DATASET CONTENT.

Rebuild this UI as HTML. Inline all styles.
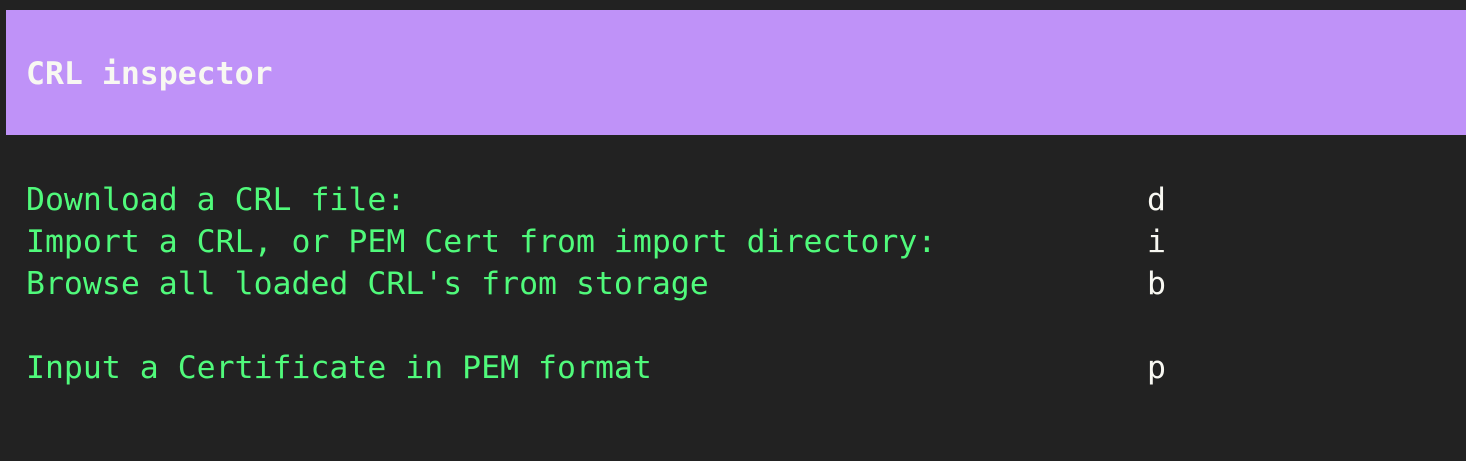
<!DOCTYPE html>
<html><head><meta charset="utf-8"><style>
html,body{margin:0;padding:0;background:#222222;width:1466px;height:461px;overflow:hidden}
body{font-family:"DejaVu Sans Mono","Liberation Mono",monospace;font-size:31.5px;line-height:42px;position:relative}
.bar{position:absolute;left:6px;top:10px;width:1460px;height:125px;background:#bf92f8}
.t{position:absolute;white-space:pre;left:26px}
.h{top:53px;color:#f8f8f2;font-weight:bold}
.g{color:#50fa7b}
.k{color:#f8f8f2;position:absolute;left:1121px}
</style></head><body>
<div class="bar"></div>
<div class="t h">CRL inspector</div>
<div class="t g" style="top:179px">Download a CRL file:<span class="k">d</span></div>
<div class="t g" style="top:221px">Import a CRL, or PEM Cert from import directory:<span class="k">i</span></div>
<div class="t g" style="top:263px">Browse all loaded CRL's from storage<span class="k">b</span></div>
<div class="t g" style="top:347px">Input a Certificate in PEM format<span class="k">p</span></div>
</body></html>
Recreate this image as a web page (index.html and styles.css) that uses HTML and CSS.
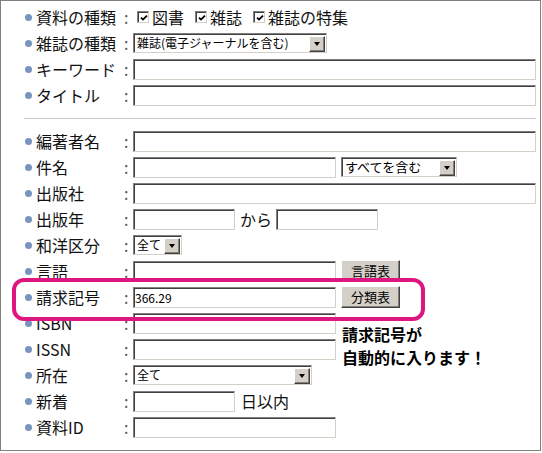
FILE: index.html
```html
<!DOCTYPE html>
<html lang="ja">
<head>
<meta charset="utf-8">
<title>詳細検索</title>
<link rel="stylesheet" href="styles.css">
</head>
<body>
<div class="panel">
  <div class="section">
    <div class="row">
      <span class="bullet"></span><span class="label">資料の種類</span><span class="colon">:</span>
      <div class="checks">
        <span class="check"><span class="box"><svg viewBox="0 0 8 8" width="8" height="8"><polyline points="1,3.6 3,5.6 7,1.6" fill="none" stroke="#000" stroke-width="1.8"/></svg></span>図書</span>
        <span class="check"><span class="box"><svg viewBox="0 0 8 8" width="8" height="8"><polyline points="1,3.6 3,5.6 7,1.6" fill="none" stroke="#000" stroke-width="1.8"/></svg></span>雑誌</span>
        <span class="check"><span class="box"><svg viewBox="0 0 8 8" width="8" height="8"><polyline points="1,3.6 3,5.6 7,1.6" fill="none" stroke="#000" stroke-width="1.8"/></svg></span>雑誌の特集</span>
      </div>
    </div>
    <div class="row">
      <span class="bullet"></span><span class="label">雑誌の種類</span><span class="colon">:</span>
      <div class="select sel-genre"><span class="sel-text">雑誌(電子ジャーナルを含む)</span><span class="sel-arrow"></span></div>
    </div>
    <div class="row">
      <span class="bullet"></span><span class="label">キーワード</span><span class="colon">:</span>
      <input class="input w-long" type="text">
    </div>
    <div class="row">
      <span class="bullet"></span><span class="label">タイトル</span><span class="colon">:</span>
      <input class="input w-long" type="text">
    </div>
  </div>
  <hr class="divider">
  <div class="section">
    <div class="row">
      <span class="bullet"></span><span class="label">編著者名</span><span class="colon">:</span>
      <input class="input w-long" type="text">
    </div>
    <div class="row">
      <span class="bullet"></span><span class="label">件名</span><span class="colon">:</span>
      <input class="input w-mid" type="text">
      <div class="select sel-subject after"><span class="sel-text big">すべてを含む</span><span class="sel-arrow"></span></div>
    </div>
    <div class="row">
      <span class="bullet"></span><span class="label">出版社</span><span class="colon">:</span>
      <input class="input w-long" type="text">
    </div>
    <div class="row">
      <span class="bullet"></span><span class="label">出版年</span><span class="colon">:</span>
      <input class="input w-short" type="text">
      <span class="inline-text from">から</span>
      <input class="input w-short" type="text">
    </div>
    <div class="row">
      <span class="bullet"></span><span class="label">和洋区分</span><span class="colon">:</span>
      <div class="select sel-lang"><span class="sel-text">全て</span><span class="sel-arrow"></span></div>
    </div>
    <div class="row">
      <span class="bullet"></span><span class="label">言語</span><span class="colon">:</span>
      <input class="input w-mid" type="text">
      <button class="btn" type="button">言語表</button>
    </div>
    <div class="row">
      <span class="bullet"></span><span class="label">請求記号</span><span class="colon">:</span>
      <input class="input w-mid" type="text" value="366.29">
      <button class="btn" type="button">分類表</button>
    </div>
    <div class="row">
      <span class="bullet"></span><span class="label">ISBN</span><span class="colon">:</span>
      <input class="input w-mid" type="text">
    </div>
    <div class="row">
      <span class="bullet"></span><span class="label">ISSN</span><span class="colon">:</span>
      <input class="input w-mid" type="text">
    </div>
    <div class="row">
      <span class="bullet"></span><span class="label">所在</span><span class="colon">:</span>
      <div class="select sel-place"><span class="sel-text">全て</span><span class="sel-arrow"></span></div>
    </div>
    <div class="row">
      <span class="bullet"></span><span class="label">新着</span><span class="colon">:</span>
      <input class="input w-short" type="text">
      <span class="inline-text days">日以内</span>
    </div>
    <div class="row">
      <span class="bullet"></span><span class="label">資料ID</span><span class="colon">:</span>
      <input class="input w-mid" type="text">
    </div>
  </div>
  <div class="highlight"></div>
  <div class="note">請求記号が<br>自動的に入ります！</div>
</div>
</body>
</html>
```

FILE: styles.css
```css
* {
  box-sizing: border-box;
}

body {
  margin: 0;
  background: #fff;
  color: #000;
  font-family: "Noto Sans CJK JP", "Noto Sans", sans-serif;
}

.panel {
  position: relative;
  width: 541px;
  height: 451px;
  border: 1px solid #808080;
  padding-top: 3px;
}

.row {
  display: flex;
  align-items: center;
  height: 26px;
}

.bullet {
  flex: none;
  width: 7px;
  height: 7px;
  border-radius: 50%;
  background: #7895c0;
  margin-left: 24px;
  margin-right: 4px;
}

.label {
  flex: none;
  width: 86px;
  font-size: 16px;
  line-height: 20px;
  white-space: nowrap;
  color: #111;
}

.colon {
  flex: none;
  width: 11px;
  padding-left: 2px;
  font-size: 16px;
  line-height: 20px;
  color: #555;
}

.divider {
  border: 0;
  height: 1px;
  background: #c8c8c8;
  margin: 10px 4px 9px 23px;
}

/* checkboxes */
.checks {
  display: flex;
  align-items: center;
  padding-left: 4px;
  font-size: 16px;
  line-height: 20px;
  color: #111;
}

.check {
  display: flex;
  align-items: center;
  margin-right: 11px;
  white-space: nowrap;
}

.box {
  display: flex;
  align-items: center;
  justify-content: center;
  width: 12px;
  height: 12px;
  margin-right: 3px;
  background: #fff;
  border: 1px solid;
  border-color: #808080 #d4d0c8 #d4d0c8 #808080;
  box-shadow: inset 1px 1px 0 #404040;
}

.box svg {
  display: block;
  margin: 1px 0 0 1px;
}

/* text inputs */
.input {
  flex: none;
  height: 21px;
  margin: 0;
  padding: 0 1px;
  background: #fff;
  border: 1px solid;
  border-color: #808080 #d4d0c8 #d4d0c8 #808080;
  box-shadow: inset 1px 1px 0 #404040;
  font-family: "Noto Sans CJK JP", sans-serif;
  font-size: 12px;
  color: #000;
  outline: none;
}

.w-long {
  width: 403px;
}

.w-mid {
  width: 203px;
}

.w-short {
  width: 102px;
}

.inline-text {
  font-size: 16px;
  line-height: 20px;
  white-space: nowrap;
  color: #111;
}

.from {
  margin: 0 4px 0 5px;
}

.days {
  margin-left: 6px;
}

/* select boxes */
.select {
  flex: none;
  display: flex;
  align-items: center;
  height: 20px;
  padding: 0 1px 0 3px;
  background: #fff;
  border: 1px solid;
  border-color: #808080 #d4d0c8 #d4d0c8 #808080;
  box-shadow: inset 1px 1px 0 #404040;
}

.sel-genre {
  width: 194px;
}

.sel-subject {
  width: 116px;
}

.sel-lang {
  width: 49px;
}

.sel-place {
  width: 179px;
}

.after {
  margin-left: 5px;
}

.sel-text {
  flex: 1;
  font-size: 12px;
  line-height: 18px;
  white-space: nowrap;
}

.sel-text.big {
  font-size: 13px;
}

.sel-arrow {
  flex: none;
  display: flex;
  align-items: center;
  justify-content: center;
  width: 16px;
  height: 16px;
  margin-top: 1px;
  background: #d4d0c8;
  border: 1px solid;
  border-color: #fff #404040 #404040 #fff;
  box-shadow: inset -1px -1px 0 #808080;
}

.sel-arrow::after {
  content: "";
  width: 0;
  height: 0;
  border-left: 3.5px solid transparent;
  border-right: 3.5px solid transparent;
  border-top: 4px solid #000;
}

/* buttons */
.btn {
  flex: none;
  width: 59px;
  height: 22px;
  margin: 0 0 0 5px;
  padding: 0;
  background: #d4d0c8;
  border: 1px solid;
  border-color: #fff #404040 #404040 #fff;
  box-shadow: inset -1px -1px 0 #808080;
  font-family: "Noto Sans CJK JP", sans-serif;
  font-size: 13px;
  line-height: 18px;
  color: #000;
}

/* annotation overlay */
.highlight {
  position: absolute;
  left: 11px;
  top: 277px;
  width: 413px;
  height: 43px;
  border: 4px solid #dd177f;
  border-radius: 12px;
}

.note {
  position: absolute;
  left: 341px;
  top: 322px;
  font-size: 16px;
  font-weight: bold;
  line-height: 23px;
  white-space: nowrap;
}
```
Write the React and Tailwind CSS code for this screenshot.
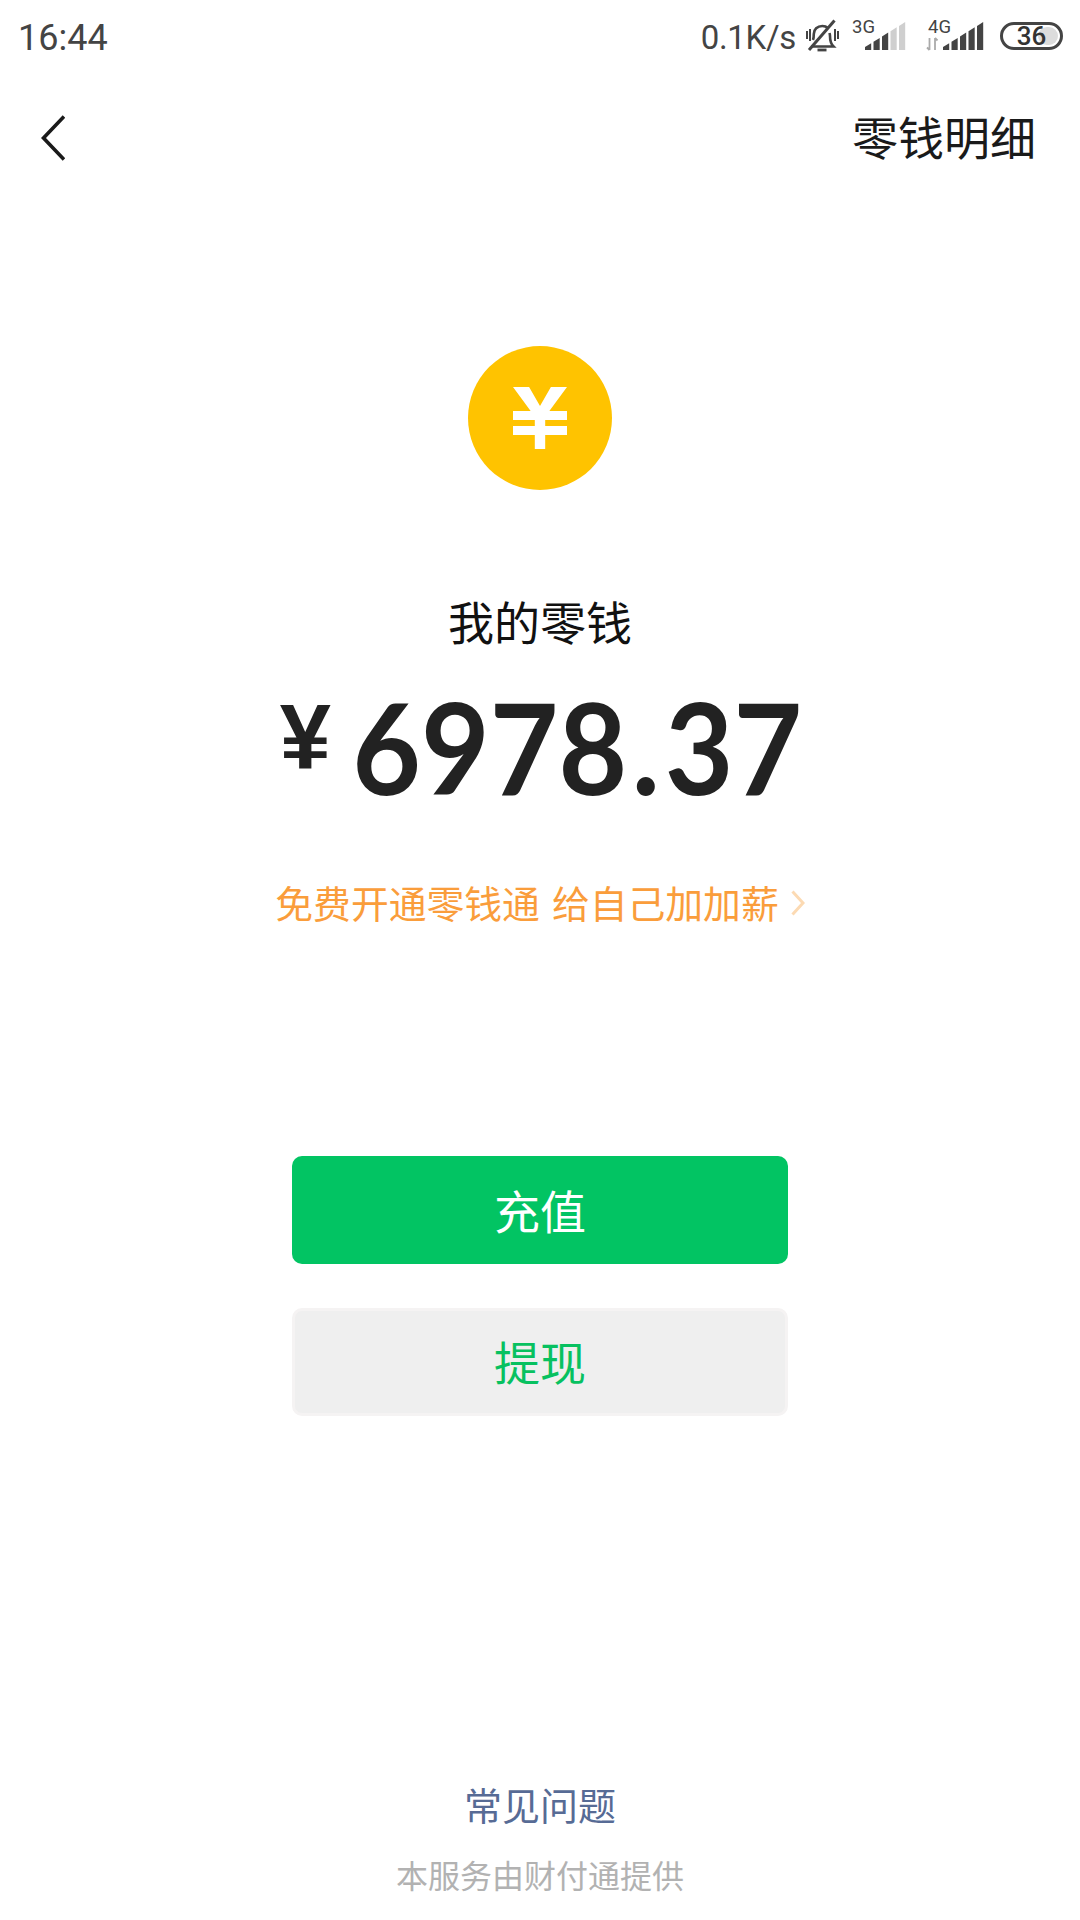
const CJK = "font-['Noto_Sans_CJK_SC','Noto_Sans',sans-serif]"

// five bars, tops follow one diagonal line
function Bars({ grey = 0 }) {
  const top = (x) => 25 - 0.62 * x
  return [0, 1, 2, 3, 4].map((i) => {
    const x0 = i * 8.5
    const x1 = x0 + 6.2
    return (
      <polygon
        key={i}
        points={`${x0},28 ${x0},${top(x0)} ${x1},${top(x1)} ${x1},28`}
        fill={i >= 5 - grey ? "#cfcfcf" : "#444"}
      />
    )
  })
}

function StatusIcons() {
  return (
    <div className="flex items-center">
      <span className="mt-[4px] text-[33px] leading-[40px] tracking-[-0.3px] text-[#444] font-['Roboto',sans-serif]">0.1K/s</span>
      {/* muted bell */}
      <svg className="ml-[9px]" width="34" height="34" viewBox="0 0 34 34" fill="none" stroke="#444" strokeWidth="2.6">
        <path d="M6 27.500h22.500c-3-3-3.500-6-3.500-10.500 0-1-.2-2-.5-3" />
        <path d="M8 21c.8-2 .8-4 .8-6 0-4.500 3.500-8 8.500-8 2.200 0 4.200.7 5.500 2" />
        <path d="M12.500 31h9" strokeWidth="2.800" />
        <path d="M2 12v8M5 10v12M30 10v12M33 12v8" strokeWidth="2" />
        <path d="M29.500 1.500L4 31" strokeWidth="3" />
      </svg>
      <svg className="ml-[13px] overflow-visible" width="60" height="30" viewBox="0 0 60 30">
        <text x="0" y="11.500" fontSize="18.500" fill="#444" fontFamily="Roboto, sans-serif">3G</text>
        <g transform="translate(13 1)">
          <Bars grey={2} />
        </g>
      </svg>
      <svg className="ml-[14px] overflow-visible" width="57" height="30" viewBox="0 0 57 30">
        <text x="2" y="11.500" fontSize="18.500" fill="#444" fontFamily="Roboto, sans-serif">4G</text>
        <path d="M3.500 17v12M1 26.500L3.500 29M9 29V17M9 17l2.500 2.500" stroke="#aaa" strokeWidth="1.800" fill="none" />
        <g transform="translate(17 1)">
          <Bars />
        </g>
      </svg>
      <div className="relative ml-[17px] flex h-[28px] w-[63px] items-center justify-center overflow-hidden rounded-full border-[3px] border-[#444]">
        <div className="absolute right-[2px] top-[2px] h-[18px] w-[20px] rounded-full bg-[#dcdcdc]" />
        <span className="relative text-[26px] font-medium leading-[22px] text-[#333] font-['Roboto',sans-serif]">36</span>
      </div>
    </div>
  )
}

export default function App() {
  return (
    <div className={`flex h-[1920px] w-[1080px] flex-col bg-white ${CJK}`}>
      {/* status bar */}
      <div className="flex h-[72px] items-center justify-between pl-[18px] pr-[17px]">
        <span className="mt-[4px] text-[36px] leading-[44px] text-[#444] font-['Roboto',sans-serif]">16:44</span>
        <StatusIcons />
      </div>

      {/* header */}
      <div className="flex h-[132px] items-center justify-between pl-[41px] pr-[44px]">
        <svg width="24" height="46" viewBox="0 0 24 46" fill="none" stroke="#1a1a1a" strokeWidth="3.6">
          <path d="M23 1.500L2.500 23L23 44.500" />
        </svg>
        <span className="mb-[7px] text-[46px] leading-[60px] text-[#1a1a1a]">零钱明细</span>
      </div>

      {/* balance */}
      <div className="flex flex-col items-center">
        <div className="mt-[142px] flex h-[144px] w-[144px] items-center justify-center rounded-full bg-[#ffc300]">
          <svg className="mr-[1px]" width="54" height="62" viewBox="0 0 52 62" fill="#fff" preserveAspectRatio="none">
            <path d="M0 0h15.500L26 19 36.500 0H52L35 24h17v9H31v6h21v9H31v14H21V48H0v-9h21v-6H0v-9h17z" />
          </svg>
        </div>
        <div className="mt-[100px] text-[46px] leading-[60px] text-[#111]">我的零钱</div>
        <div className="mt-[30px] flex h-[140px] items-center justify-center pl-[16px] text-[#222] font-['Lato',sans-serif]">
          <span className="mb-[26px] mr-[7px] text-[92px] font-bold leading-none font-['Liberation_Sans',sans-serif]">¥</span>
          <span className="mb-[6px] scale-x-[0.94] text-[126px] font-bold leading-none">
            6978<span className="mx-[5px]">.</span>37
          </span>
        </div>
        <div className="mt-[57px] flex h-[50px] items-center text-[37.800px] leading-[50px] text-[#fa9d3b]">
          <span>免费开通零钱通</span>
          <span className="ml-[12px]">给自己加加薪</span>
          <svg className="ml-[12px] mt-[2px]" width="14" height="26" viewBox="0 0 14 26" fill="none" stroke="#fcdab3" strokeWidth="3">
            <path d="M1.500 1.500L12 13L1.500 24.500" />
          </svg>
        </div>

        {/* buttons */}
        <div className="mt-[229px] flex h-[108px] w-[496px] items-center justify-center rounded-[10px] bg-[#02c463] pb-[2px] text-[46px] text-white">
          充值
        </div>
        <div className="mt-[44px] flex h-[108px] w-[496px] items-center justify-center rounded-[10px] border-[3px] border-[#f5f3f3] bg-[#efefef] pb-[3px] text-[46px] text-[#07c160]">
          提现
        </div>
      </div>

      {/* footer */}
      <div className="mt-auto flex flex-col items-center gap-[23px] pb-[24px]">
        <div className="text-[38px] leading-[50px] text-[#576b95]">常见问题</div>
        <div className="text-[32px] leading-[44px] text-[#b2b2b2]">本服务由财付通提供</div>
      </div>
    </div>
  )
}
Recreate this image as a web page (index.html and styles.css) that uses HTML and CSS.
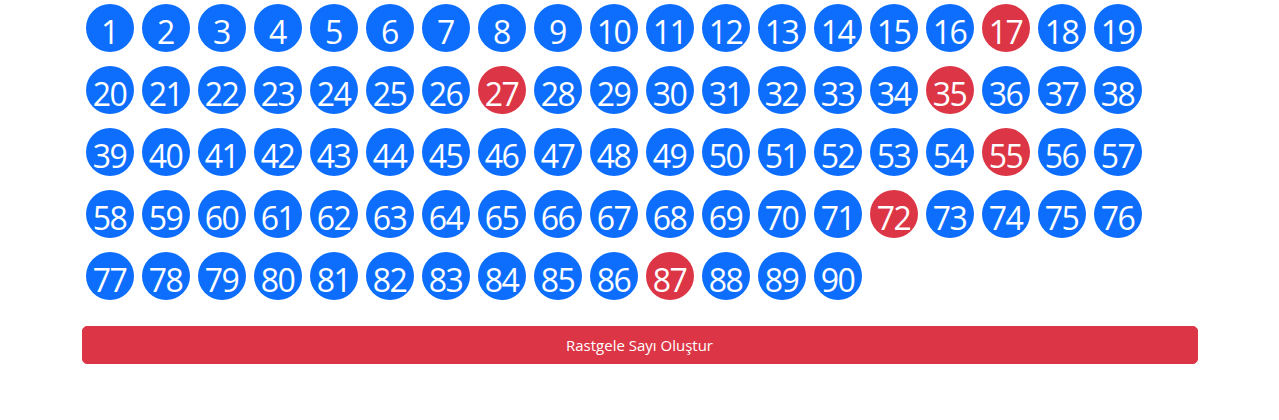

YOUR GOAL. List the lines of the records where "styles" occurs.

TASK RESPONSE.
Rebuild this UI as HTML. Inline all styles.
Recreate this image as a web page (index.html and styles.css) that uses HTML and CSS.
<link rel="stylesheet" href="styles.css">
FILE: styles.css
Recreate this image as a web page (index.html and styles.css) that uses HTML and CSS.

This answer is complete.